How much funding does SDTC provide?

  • Up to 33% of eligible projects costs

  • Average SDTC contribution is $2-4 million, funds disbursed over the life of the project up to a five-year period

  • Private sector contribution must be at least 25% of the eligible project costs

  • Funding from all government entities must not surpass 75% of eligible project costs

  • At least 50% of eligible project costs must be incurred in Canada


SDTC’s mandate is to fund projects that support Canadian small and medium size enterprises advancing innovative technologies that are pre-commercial and have the potential to demonstrate significant and quantifiable environmental and economic benefits in one or more of the following areas: climate change, clean air, clean water and clean soil.

We do this by providing non-repayable contributions.

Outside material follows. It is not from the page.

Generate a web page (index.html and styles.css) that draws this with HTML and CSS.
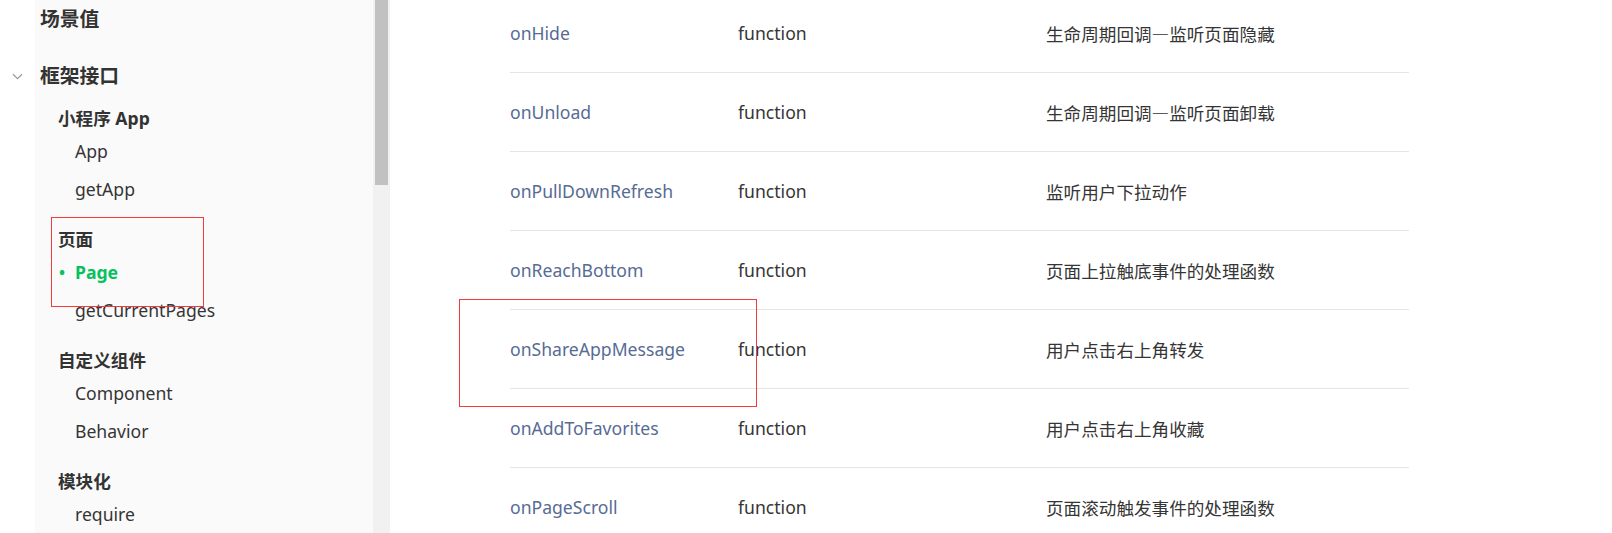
FILE: index.html
```html
<!DOCTYPE html>
<html lang="zh-CN">
<head>
<meta charset="utf-8">
<title>Page</title>
<link rel="stylesheet" href="styles.css">
</head>
<body>
<div class="layout">
  <aside class="sidebar">
    <div class="gutter">
      <svg class="chevron" width="11" height="7" viewBox="0 0 11 7"><path d="M1 1.2 L5.5 5.6 L10 1.2" fill="none" stroke="#9a9a9a" stroke-width="1.2"/></svg>
    </div>
    <nav class="nav">
      <div class="nav-top first">场景值</div>
      <div class="nav-top">框架接口</div>
      <div class="group first-group">
        <div class="group-title">小程序 App</div>
        <div class="item">App</div>
        <div class="item">getApp</div>
      </div>
      <div class="group">
        <div class="group-title">页面</div>
        <div class="item active"><span class="dot">•</span>Page</div>
        <div class="item">getCurrentPages</div>
      </div>
      <div class="group">
        <div class="group-title">自定义组件</div>
        <div class="item">Component</div>
        <div class="item">Behavior</div>
      </div>
      <div class="group">
        <div class="group-title">模块化</div>
        <div class="item">require</div>
      </div>
    </nav>
    <div class="scrollbar"><div class="thumb"></div></div>
  </aside>
  <main class="content">
    <div class="table">
      <div class="row"><span class="name">onHide</span><span class="type">function</span><span class="desc">生命周期回调—监听页面隐藏</span></div>
      <div class="row"><span class="name">onUnload</span><span class="type">function</span><span class="desc">生命周期回调—监听页面卸载</span></div>
      <div class="row"><span class="name">onPullDownRefresh</span><span class="type">function</span><span class="desc">监听用户下拉动作</span></div>
      <div class="row"><span class="name">onReachBottom</span><span class="type">function</span><span class="desc">页面上拉触底事件的处理函数</span></div>
      <div class="row"><span class="name">onShareAppMessage</span><span class="type">function</span><span class="desc">用户点击右上角转发</span></div>
      <div class="row"><span class="name">onAddToFavorites</span><span class="type">function</span><span class="desc">用户点击右上角收藏</span></div>
      <div class="row"><span class="name">onPageScroll</span><span class="type">function</span><span class="desc">页面滚动触发事件的处理函数</span></div>
    </div>
  </main>
  <div class="mark mark-nav"></div>
  <div class="mark mark-table"></div>
</div>
</body>
</html>
```

FILE: styles.css
```css
html, body {
  margin: 0;
  padding: 0;
  background: #ffffff;
  height: 533px;
  overflow: hidden;
}

body {
  font-family: "Noto Sans", "Noto Sans CJK SC", sans-serif;
  color: #353535;
}

.layout {
  position: relative;
  display: flex;
  height: 533px;
  overflow: hidden;
}

.sidebar {
  display: flex;
  flex: 0 0 390px;
  height: 533px;
}

.gutter {
  flex: 0 0 35px;
  background: #ffffff;
}

.chevron {
  display: block;
  margin: 73px 0 0 12px;
}

.nav {
  flex: 0 0 338px;
  background: #fafafa;
  box-sizing: border-box;
  padding-left: 5px;
}

.nav-top {
  font-family: "Noto Sans CJK SC", sans-serif;
  font-weight: 700;
  font-size: 19.8px;
  line-height: 40px;
  color: #333333;
  margin-top: 17px;
}

.nav-top.first {
  margin-top: -2px;
}

.group {
  margin-top: 17px;
  padding-left: 18px;
}

.group.first-group {
  margin-top: 9px;
}

.group-title {
  font-family: "Noto Sans", "Noto Sans CJK SC", sans-serif;
  font-weight: 700;
  font-size: 17.6px;
  line-height: 28px;
  color: #333333;
}

.item {
  position: relative;
  font-size: 17.6px;
  line-height: 38px;
  padding-left: 17px;
  color: #353535;
}

.item.active {
  color: #07c160;
  font-weight: 700;
}

.dot {
  position: absolute;
  left: 1px;
  top: 0;
  font-size: 16px;
}

.scrollbar {
  flex: 0 0 17px;
  background: #f1f1f1;
  box-sizing: border-box;
  padding: 0 2px;
}

.thumb {
  height: 185px;
  background: #c1c1c1;
}

.content {
  flex: 1;
  padding-left: 120px;
  margin-top: -6px;
}

.table {
  width: 899px;
}

.row {
  display: grid;
  grid-template-columns: 228px 308px 1fr;
  align-items: center;
  height: 78px;
  border-bottom: 1px solid #e5e5e5;
  font-size: 17.6px;
}

.name {
  color: #576b95;
}

.type {
  color: #353535;
}

.desc {
  font-family: "Noto Sans CJK SC", sans-serif;
  color: #353535;
}

.mark {
  position: absolute;
  border: 1px solid #f23c3c;
  box-sizing: border-box;
  pointer-events: none;
}

.mark-nav {
  left: 51px;
  top: 217px;
  width: 153px;
  height: 90px;
}

.mark-table {
  left: 459px;
  top: 299px;
  width: 298px;
  height: 108px;
}
```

To be eligible to apply for funding, applicants must:

  • Be a Canadian company developing a new and novel technology with significant and quantifiable environmental benefits that will provide a significant retained Canadian benefit following execution of the project.

  • Have a defined project and be looking to demonstrate a pre-commercial technology

  • Have a strong end user value proposition and be able to validate the market and commercialization potential of the technology

  • Form a consortium that includes at least one other partner (recommended that applicants seek partners who are either end users or able to validate the need and market for the technology)


SDTC has a competitive application process – submission of an application does not guarantee that a project will be chosen for funding. All final funding decisions are subject to approval by SDTC’s Board of Directors.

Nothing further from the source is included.